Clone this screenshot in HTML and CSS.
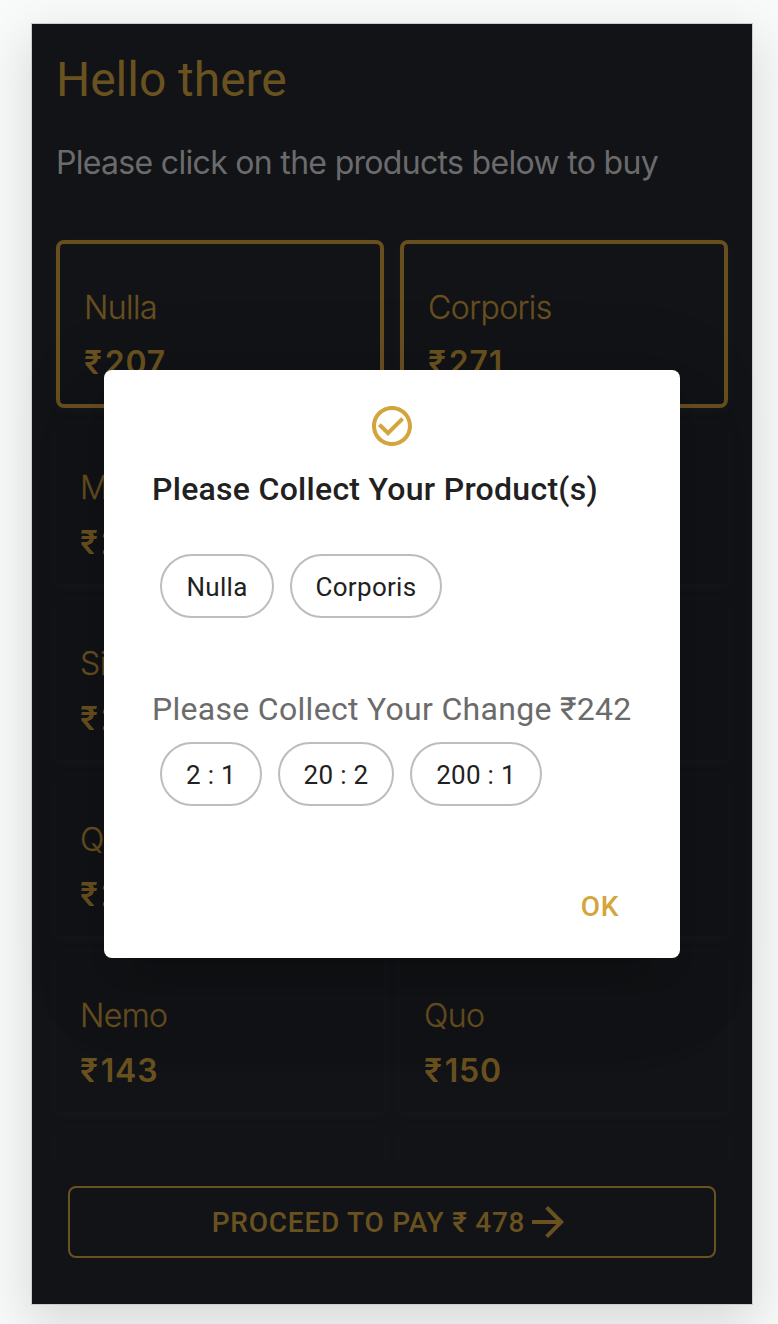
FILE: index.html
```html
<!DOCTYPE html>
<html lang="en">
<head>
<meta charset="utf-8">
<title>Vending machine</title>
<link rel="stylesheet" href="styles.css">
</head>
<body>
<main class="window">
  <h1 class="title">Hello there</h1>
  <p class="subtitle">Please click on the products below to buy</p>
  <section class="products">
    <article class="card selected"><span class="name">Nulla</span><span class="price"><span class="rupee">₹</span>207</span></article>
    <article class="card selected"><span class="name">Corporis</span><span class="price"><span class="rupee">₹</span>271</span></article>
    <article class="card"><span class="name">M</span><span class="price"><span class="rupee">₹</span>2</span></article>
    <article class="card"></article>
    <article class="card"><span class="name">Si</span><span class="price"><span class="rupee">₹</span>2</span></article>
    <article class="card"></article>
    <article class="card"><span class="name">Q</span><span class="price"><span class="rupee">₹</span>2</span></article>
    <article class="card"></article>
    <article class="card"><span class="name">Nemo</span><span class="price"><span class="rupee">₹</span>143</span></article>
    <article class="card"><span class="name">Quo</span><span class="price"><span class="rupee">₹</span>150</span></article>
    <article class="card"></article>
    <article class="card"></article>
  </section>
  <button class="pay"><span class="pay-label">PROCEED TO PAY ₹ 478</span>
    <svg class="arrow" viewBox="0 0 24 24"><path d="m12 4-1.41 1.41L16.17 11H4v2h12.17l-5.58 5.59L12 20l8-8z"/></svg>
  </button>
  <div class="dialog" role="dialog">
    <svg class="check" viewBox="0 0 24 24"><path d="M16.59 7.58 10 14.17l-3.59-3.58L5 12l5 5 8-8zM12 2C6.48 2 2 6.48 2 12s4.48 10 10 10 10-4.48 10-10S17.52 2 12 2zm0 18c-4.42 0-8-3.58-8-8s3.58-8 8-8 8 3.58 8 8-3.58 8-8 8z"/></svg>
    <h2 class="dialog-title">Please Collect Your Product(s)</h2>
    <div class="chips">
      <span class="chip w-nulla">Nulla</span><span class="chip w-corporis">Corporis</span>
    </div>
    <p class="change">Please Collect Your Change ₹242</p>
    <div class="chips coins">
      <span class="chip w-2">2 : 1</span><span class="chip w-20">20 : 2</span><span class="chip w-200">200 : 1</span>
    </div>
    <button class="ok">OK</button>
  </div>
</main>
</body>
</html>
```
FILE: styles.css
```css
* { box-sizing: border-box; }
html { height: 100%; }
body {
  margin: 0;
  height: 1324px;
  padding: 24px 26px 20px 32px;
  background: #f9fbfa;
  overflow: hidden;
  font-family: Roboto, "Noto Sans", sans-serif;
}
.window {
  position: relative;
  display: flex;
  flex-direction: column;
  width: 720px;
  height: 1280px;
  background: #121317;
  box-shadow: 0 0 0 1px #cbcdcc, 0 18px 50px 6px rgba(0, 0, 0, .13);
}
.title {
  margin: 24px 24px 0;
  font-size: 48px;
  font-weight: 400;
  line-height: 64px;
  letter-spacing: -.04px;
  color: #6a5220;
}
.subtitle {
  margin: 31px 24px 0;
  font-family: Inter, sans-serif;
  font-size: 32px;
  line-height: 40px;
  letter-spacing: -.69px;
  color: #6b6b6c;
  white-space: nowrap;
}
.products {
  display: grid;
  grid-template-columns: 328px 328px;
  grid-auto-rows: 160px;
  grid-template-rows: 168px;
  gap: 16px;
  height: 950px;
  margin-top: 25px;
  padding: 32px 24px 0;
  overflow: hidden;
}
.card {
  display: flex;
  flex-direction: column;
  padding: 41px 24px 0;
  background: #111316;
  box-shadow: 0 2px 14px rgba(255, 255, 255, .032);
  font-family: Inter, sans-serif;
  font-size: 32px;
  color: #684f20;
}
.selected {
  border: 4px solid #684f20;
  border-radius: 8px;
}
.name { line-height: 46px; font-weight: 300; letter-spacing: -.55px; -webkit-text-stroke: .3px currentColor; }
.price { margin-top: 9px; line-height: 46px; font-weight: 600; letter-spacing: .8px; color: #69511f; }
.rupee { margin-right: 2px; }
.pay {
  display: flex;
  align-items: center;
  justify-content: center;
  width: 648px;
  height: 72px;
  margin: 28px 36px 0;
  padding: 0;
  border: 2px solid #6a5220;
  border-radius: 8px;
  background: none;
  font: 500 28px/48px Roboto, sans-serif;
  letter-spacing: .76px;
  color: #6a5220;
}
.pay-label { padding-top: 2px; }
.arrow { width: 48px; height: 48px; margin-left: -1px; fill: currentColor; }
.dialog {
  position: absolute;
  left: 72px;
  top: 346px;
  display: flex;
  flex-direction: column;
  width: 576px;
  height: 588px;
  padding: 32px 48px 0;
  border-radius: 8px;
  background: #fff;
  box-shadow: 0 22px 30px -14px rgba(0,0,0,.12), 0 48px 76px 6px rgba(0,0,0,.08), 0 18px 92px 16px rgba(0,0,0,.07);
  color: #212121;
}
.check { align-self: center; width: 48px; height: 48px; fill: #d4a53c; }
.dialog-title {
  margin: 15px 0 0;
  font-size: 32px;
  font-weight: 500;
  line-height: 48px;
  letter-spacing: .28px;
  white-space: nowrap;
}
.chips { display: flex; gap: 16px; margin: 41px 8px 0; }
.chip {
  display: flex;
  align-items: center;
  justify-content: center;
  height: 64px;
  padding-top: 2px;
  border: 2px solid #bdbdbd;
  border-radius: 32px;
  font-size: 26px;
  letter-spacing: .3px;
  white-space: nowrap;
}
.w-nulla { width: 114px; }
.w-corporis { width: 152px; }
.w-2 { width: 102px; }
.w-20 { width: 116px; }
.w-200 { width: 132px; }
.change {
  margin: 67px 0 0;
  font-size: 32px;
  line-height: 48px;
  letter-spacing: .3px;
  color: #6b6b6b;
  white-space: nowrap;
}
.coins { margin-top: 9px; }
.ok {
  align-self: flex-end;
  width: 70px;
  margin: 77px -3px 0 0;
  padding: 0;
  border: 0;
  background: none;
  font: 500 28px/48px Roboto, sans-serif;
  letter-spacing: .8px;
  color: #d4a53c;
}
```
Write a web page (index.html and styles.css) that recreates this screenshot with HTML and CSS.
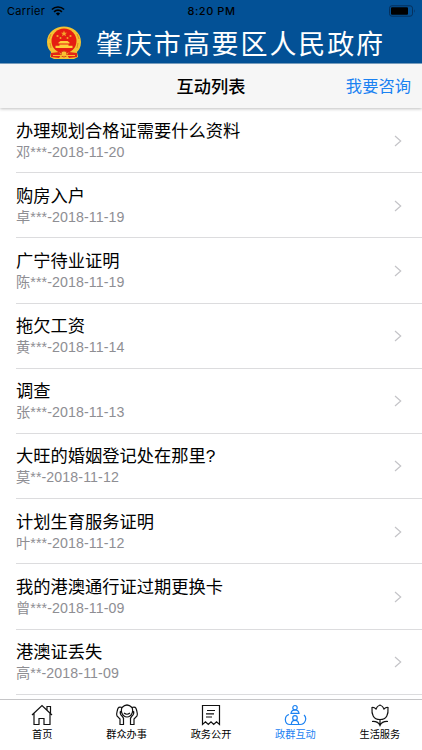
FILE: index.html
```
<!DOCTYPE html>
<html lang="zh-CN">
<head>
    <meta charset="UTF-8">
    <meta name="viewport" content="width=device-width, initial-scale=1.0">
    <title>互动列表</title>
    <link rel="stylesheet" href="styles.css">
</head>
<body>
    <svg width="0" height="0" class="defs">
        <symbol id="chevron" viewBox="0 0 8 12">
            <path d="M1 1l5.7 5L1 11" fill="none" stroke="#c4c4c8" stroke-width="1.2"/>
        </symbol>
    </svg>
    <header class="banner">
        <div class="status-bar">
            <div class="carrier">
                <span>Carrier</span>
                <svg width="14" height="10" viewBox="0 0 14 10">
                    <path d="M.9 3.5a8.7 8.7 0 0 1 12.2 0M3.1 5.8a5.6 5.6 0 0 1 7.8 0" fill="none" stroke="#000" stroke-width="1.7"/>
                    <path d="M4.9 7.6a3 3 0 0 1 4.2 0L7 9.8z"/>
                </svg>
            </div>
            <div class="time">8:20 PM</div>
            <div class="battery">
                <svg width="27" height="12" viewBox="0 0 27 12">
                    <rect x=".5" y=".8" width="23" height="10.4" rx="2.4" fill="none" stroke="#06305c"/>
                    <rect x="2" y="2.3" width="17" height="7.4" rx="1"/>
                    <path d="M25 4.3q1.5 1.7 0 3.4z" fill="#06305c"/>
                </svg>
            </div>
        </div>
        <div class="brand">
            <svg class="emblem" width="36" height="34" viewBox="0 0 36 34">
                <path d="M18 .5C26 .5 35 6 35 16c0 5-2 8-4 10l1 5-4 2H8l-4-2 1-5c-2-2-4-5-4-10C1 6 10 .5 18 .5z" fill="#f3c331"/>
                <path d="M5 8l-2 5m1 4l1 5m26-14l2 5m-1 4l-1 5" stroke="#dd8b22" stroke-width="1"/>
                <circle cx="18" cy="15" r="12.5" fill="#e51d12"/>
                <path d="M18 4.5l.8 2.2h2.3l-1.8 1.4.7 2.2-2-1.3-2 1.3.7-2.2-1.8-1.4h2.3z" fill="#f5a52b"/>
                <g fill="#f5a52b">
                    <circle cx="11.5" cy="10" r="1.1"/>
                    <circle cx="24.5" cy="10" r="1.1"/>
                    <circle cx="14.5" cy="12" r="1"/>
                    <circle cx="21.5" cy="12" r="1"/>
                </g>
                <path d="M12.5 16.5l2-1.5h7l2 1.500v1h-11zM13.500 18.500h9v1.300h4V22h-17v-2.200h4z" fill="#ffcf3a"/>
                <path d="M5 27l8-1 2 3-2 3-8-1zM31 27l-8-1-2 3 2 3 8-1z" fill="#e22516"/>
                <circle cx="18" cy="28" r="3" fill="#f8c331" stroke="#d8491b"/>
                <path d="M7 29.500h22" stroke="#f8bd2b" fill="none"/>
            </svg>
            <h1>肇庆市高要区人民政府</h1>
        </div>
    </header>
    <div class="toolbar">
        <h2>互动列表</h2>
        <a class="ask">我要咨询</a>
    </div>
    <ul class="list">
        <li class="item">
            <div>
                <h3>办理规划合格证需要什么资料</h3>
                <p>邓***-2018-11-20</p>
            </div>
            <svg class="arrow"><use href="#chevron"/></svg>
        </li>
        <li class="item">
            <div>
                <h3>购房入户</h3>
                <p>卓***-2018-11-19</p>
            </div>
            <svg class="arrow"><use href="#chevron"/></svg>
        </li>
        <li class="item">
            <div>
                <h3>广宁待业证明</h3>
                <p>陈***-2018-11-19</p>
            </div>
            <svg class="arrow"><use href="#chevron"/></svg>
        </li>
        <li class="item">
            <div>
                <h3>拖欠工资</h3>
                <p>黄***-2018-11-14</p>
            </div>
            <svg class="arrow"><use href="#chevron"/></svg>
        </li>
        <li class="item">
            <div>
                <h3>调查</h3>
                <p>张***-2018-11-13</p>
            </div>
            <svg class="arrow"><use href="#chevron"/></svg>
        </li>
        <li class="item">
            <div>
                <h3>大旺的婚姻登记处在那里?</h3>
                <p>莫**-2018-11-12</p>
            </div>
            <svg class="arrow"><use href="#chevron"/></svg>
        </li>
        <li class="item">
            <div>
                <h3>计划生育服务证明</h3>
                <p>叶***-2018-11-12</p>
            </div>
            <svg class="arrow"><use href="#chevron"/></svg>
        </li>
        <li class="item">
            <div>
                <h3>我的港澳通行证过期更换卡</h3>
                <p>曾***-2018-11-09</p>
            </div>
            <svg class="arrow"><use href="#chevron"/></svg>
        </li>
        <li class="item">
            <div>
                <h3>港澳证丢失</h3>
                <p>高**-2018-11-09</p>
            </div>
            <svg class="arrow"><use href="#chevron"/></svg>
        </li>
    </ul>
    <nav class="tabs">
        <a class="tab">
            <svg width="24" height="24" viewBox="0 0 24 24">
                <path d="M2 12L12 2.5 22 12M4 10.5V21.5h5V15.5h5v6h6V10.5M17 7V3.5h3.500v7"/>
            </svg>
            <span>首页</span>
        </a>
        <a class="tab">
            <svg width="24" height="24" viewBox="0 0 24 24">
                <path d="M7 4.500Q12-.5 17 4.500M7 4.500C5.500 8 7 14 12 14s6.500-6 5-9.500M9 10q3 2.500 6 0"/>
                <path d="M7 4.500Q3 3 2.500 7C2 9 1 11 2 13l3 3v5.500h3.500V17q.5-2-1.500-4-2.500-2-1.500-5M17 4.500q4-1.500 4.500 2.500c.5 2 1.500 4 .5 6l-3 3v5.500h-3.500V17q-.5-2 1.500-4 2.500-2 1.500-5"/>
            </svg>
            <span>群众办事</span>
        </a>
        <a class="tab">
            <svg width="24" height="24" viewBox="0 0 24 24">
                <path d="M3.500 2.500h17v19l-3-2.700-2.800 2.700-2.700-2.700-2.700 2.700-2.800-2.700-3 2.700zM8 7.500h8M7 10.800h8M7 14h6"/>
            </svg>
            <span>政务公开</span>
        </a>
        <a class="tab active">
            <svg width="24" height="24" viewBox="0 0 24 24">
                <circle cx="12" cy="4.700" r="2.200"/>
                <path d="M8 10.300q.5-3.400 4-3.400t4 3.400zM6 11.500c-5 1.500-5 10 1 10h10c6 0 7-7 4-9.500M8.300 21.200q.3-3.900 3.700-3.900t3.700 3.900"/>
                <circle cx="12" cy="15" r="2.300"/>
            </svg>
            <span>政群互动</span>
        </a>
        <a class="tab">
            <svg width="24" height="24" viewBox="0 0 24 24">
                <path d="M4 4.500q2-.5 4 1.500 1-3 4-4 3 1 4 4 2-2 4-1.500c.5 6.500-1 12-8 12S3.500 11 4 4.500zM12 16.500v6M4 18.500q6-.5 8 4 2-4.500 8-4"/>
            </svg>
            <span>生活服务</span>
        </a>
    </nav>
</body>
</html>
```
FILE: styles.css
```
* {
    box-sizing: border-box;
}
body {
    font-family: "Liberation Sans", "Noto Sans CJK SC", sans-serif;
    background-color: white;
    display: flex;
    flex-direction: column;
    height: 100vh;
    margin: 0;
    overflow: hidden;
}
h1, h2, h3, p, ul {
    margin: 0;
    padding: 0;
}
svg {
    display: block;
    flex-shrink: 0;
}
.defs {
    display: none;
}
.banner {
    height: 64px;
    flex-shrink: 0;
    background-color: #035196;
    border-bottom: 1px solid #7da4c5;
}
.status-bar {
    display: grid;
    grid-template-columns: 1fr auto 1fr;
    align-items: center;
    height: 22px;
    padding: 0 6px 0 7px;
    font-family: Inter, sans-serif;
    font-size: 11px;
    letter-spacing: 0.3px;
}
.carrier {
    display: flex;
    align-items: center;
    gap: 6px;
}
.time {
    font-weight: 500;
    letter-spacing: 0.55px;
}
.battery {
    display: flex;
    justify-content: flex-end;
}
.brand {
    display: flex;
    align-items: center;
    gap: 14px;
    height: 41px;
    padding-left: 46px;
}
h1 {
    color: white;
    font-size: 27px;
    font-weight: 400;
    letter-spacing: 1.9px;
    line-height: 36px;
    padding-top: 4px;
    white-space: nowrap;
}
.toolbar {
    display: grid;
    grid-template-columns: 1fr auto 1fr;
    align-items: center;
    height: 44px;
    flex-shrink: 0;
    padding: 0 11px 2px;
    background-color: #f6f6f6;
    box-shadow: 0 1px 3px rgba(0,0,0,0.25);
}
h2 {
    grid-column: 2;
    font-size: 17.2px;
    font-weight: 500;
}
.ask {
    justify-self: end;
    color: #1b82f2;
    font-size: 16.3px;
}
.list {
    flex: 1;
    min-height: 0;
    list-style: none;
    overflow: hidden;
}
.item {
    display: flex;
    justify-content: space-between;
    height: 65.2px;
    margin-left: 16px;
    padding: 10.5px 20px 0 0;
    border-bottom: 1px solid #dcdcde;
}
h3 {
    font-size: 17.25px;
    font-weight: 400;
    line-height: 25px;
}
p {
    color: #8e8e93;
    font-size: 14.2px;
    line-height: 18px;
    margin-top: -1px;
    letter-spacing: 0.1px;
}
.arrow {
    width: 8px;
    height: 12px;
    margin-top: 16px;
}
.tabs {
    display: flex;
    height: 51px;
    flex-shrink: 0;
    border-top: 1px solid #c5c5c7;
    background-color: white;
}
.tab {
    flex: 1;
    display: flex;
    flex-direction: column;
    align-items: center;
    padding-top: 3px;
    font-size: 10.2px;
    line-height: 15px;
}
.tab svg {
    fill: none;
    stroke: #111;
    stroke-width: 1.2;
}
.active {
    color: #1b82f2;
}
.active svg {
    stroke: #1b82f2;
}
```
#####
* **WHAT THE EXERCISE ASKS**: Copy all lines from the entries that contain the word "this".

* **FINISHED EXERCISE**:
Clone this screenshot in HTML and CSS.
Write a web page (index.html and styles.css) that recreates this screenshot with HTML and CSS.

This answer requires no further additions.